Why not perform a test with one core and two GPUs?
Sorry, I don’t have a clear reference. Most of the posts that discuss this are kind of old and hard to find. But, I’ll just describe the issues here and you can make your own judgment call: just consider yourself warned.
The problem has nothing to do with the CPU calculations your application performs. CUDA uses 100% or 1 CPU core whenever you perform a cudaThreadSynchronize(), or an implicit sync is performed for you (i.e. when doing a memcpy or you make more than 16 kernel calls in a row). The reason it performs this is simple: there is very little latency in detecting when the kernel completes. (well, some people don’t think it is little: http://forums.nvidia.com/index.php?showtopic=62610). Hence, the recommendation by nearly everyone on these forums to have 1 CPU core per GPU so they can all busy wait together without problems.
Is it an absolute 100% requirement? Not in all circumstances. If you make lots of short kernel calls or memcpys and thus have lots of implicit syncs occuring I would say it is a requirement. There is one post (I wish I could find it) where a particular user had their 2 GPU code executing slower than the 1 GPU version in a one CPU system. Once they upgraded to 2 CPU cores, the problem went away and performance doubled as expected.
But, if your kernel calls take seconds a few extra ms of polling can’t hurt too much so you can get by with fewer cores (more on polling below).
The only way to work around the 100% CPU utilization is to insert events into your streams and then write your own busy wait loop with a short sleep in it using the stream query facility.

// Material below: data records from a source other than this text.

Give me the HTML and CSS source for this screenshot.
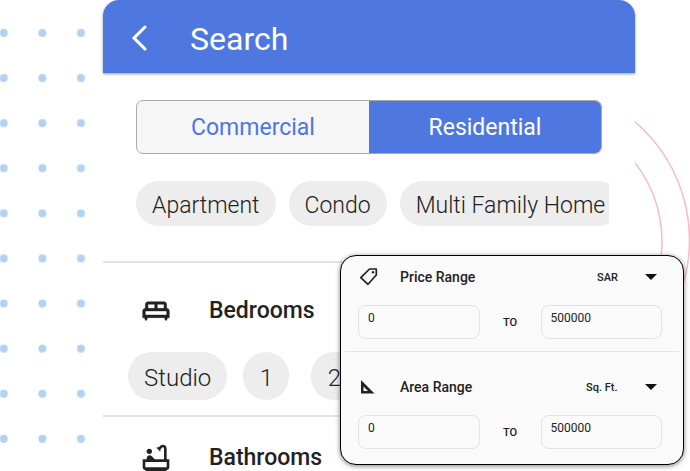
FILE: index.html
```html
<!DOCTYPE html>
<html lang="en">
<head>
<meta charset="utf-8">
<meta name="viewport" content="width=device-width, initial-scale=1">
<title>Search</title>
<link rel="stylesheet" href="styles.css">
</head>
<body>
<div class="stage">
  <svg class="dots" aria-hidden="true">
    <defs>
      <pattern id="dot" x="-15.5" y="10.5" width="38.6" height="45.1" patternUnits="userSpaceOnUse">
        <circle cx="19.3" cy="22.5" r="4" fill="#b3d2f1"/>
      </pattern>
    </defs>
    <rect width="100" height="450" fill="url(#dot)"/>
  </svg>
  <svg class="arcs" viewBox="0 0 320 320" aria-hidden="true">
    <circle cx="160" cy="160" r="155.500" fill="none" stroke="#f5bcc9" stroke-width="1.5"/>
    <circle cx="161" cy="161" r="127" fill="none" stroke="#f5bcc9" stroke-width="1.5"/>
  </svg>

  <main class="phone">
    <header class="bar">
      <button class="back" type="button" aria-label="Back">
        <svg width="16" height="26" viewBox="0 0 16 26"><path d="M14 2 3 13l11 11" fill="none" stroke="#fff" stroke-width="3" stroke-linecap="round"/></svg>
      </button>
      <h1 class="title">Search</h1>
    </header>

    <section class="types">
      <div class="segment">
        <button class="tab" type="button">Commercial</button>
        <button class="tab tab-active" type="button">Residential</button>
      </div>
      <div class="chips">
        <button class="chip" type="button">Apartment</button>
        <button class="chip" type="button">Condo</button>
        <button class="chip" type="button">Multi Family Home</button>
      </div>
    </section>

    <section class="rooms">
      <h2 class="heading">
        <svg width="32" height="32" viewBox="0 0 24 24" aria-hidden="true"><path fill="#222" stroke="#222" stroke-width=".3" d="M22 12c0-1.1-.9-2-2-2V7c0-1.1-.9-2-2-2H6c-1.1 0-2 .9-2 2v3c-1.1 0-2 .9-2 2v5h1.330L4 19h1l.67-2h12.670l.66 2h1l.67-2H22v-5zm-4-2h-5V7h5v3zM6 7h5v3H6V7zm-2 5h16v3H4v-3z"/></svg>
        Bedrooms
      </h2>
      <div class="counts">
        <button class="chip chip-tall" type="button">Studio</button>
        <div class="numbers">
          <button class="chip chip-tall chip-round" type="button">1</button>
          <button class="chip chip-tall chip-round" type="button">2</button>
        </div>
      </div>
    </section>

    <section class="rooms rooms-last">
      <h2 class="heading">
        <svg width="32" height="32" viewBox="0 0 24 24" aria-hidden="true"><circle cx="7" cy="7" r="2" fill="#222"/><path fill="#222" d="M20 13V4.830C20 3.270 18.730 2 17.170 2c-.75 0-1.470.3-2 .83l-1.250 1.250c-.16-.05-.33-.08-.51-.08-.4 0-.77.12-1.080.32l2.760 2.760c.2-.31.32-.68.32-1.080 0-.18-.03-.34-.07-.51l1.250-1.250c.15-.15.36-.24.58-.24.46 0 .83.37.83.83V13h-6.850c-.3-.21-.57-.45-.82-.72l-1.400-1.550c-.19-.21-.43-.38-.69-.5-.31-.15-.65-.23-1-.23C6 10.010 5 11.010 5 12.250V13H2v6c0 1.100.9 2 2 2 0 .55.45 1 1 1h14c.55 0 1-.45 1-1 1.100 0 2-.9 2-2v-6h-2zm0 6H4v-4h16v4z"/></svg>
        Bathrooms
      </h2>
    </section>
  </main>

  <aside class="ranges">
    <section class="range">
      <div class="range-head">
        <svg width="20" height="20" viewBox="0 0 20 20" aria-hidden="true"><path d="M11.500 2h6.800v6L10 17.300 2.800 10.600z" fill="none" stroke="#222" stroke-width="1.7" stroke-linejoin="round"/><circle cx="15" cy="5.2" r="1.2" fill="#222"/></svg>
        <h3 class="range-title">Price Range</h3>
        <div class="unit">
          <select class="unit-select" aria-label="Currency"><option>SAR</option></select>
          <svg class="caret" width="12" height="6" viewBox="0 0 12 6" aria-hidden="true"><path d="M0 0h12L6 6z" fill="#111"/></svg>
        </div>
      </div>
      <div class="fields">
        <input class="field" type="text" value="0" aria-label="Lowest price">
        <span class="to">TO</span>
        <input class="field" type="text" value="500000" aria-label="Highest price">
      </div>
    </section>
    <section class="range">
      <div class="range-head">
        <svg width="20" height="20" viewBox="0 0 20 20" aria-hidden="true"><path d="M3 3l13.500 13.500H3zM5.500 9.500v4.500H10z" fill="#222" fill-rule="evenodd"/></svg>
        <h3 class="range-title">Area Range</h3>
        <div class="unit">
          <select class="unit-select" aria-label="Area unit"><option>Sq. Ft.</option></select>
          <svg class="caret" width="12" height="6" viewBox="0 0 12 6" aria-hidden="true"><path d="M0 0h12L6 6z" fill="#111"/></svg>
        </div>
      </div>
      <div class="fields">
        <input class="field" type="text" value="0" aria-label="Smallest area">
        <span class="to">TO</span>
        <input class="field" type="text" value="500000" aria-label="Largest area">
      </div>
    </section>
  </aside>
</div>
</body>
</html>
```
FILE: styles.css
```css
* {
  box-sizing: border-box;
}

body {
  margin: 0;
  background: #fff;
  color: #222;
  font-family: Roboto, "Liberation Sans", sans-serif;
}

button,
input,
select {
  margin: 0;
  border: 0;
  background: none;
  color: inherit;
  font: inherit;
}

h1,
h2,
h3 {
  margin: 0;
}

svg {
  display: block;
  flex: none;
}

.stage {
  position: relative;
  height: 100vh;
  overflow: hidden;
  padding: 0 55px 0 103px;
}

.dots {
  position: absolute;
  left: 0;
  top: 0;
  width: 100px;
  height: 100%;
}

.arcs {
  position: absolute;
  right: -4px;
  top: 80px;
  width: 320px;
  height: 320px;
}

.phone {
  position: relative;
  min-height: 100%;
  background: #fff;
  border-radius: 16px 16px 0 0;
}

.bar {
  display: flex;
  align-items: center;
  gap: 43px;
  height: 73px;
  padding: 3px 28px 0;
  background: #4f77e0;
  border-radius: 16px 16px 0 0;
  box-shadow: 0 1px 3px rgba(0, 0, 0, 0.4);
  color: #fff;
}

.back {
  padding: 0;
}

.title {
  padding-top: 2px;
  font-size: 32px;
  line-height: 40px;
  font-weight: 400;
}

.types {
  padding: 27px 26px 35px 33px;
}

.segment {
  display: flex;
  height: 54px;
  margin-right: 7px;
  border: 1px solid #aaa;
  border-radius: 7px;
  overflow: hidden;
  background: #f6f6f6;
}

.tab {
  flex: 1;
  padding-top: 2px;
  color: #4a76ea;
  font-size: 23px;
}

.tab-active {
  background: #4f77e0;
  color: #fff;
}

.chips {
  display: flex;
  gap: 13px;
  margin-top: 27px;
  overflow: hidden;
}

.chip {
  flex: none;
  height: 45px;
  padding: 4px 16px 0;
  border-radius: 24px;
  background: #ededed;
  font-size: 23px;
  font-weight: 300;
  white-space: nowrap;
}

.chip-tall {
  height: 48px;
  font-size: 24px;
}

.chip-round {
  width: 46px;
}

.rooms {
  padding: 32px 25px 15px;
  border-top: 2px solid #e3e3e3;
}

.rooms-last {
  padding: 25px 25px 0;
}

.heading {
  display: flex;
  align-items: center;
  gap: 37px;
  padding-left: 12px;
  font-size: 23px;
  line-height: 32px;
  font-weight: 500;
}

.counts {
  display: flex;
  gap: 16px;
  margin-top: 25px;
}

.numbers {
  display: flex;
  gap: 22px;
}

.ranges {
  position: absolute;
  right: 6px;
  bottom: 6px;
  width: 344px;
  background: #fafafa;
  border: 1px solid #000;
  border-radius: 16px;
  box-shadow: 0 1px 5px rgba(0, 0, 0, 0.5);
}

.range {
  margin: 0 4px;
  padding: 25px 17px 15px 13px;
}

.range:first-child {
  padding: 11px 17px 12px 13px;
  border-bottom: 1px solid #e6e6e6;
}

.range-head {
  display: flex;
  align-items: center;
  gap: 22px;
}

.range-title {
  flex: 1;
  font-size: 14px;
  line-height: 20px;
  font-weight: 500;
}

.unit {
  display: grid;
  align-items: center;
}

.unit-select,
.caret {
  grid-area: 1 / 1;
}

.unit-select {
  appearance: none;
  height: 20px;
  padding: 0 44px 0 0;
  font-size: 11px;
  font-weight: 500;
}

.caret {
  justify-self: end;
  margin-right: 5px;
  pointer-events: none;
}

.fields {
  display: flex;
  align-items: center;
  margin-top: 18px;
}

.field {
  flex: 1;
  min-width: 0;
  height: 34px;
  padding: 0 9px 9px;
  border: 1px solid #e3e3e3;
  border-radius: 8px;
  font-size: 12px;
}

.to {
  width: 61px;
  font-size: 11px;
  font-weight: 500;
  text-align: center;
}
```
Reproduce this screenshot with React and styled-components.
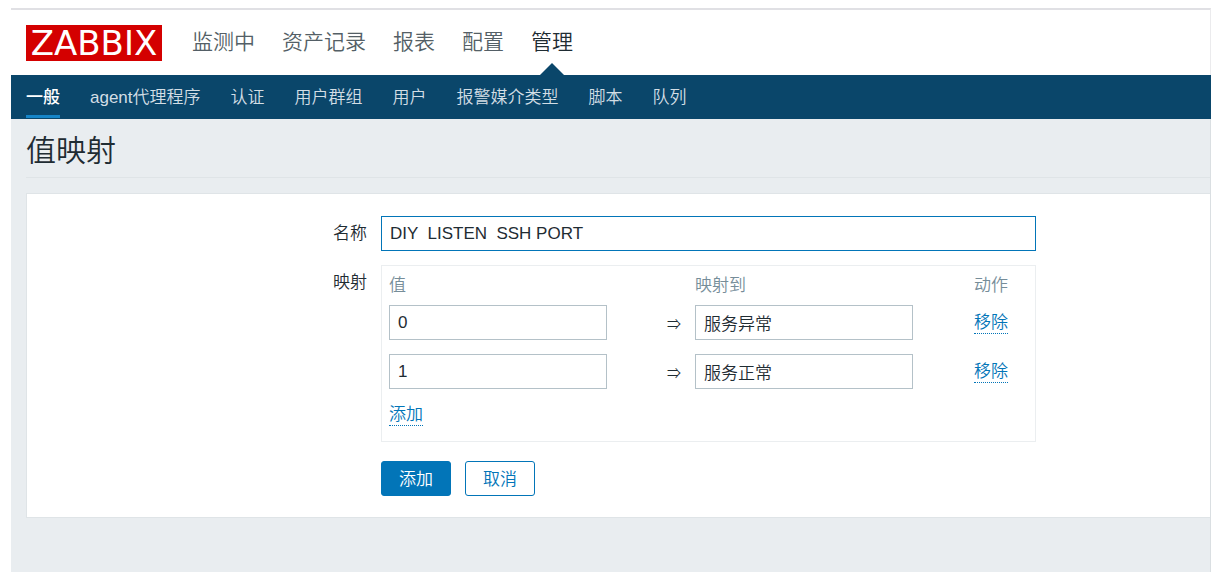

This obviously increases the latency for detecting when you reach that point in the stream, but because of the sleep the overhead for having 2 busy loops on one CPU core should be minimal.
Also, I might add that with that many GPU’s in a single case you are going to need a monster of a power supply, massive cooling, and I wouldn’t trust it not to overheat anywhere but in an air conditioned server room. They are more expensive, but have you considered a couple S870 or D870 units to obtain the same number of GPUs per workstation? They at least have their own power supplies and cooling.
MisterAnderson42: Thanks a lot! This really clarifies things for me. I agree that buying a stack of Tesla boxes would probably be a better/safer choice, although I think you will need at least three D870s to match the (potential, ) performance of four 9800GX2 cards.
There is also a certain “fun factor” involved in this, so I may try it temporarily, just to see if it works :) … and then take two cards out and put them in a second PC.
No problem. And I can’t argue with the fun factor. Upload a digital picture of the inside of the case when you get it running so we can all see :) Kill-a-watt measurements of the systems power could be entertaining too, if you have access to one.
Maybe someone has some experience with streams. I am thinking of using 2 GPU’s per processor core (2 cores have to do other things in my case)
I was thinking of doing the following :
receive data from another machine to be processed
determine if it has to go to GPU1 or 2
insert memcopy into the stream for GPU#
insert kernel calls into the stream (about 8)
insert memcopy into the stream for results
insert event
check if event on GPU1 or GPU 2 is reached
if event is reached, transfer results to other machine
if data to be processed has been received, do the things above, otherwise check again for an event in queue for GPU1 or 2
Like that I have a busy loop that is doing 3 things:
-receiving data
-filling the streams
-moving results to other machine (when memcopy is finished)
As I have very little experience in this area (I am a MATLAB coder basically), I would like to know if people already see trouble with this setup. It is for a realtime system, so normally I will send and receive data while the kernels are running, so my busy loop will actually be doing interesting stuff. When it does not receive stuff anymore, my kernel should be finished, and otherwise I don’t mind to busyloop.
No offense taken, but as you yourself posted a message about putting 2 ‘GPU-threads’ on 1 CPU-core my post seems quite relevant to me (using streams like this may be a solution for the 1 core per GPU ‘problem’ that I will also encounter if I will swap my 2x 8800GTX for 2x 9800GX2)
Since you are managing your own busyloop, this should work out without too many problems. 8 kernel calls shouldn’t trigger an implicit sync, but I’ve never tested the queue depth with the streaming API.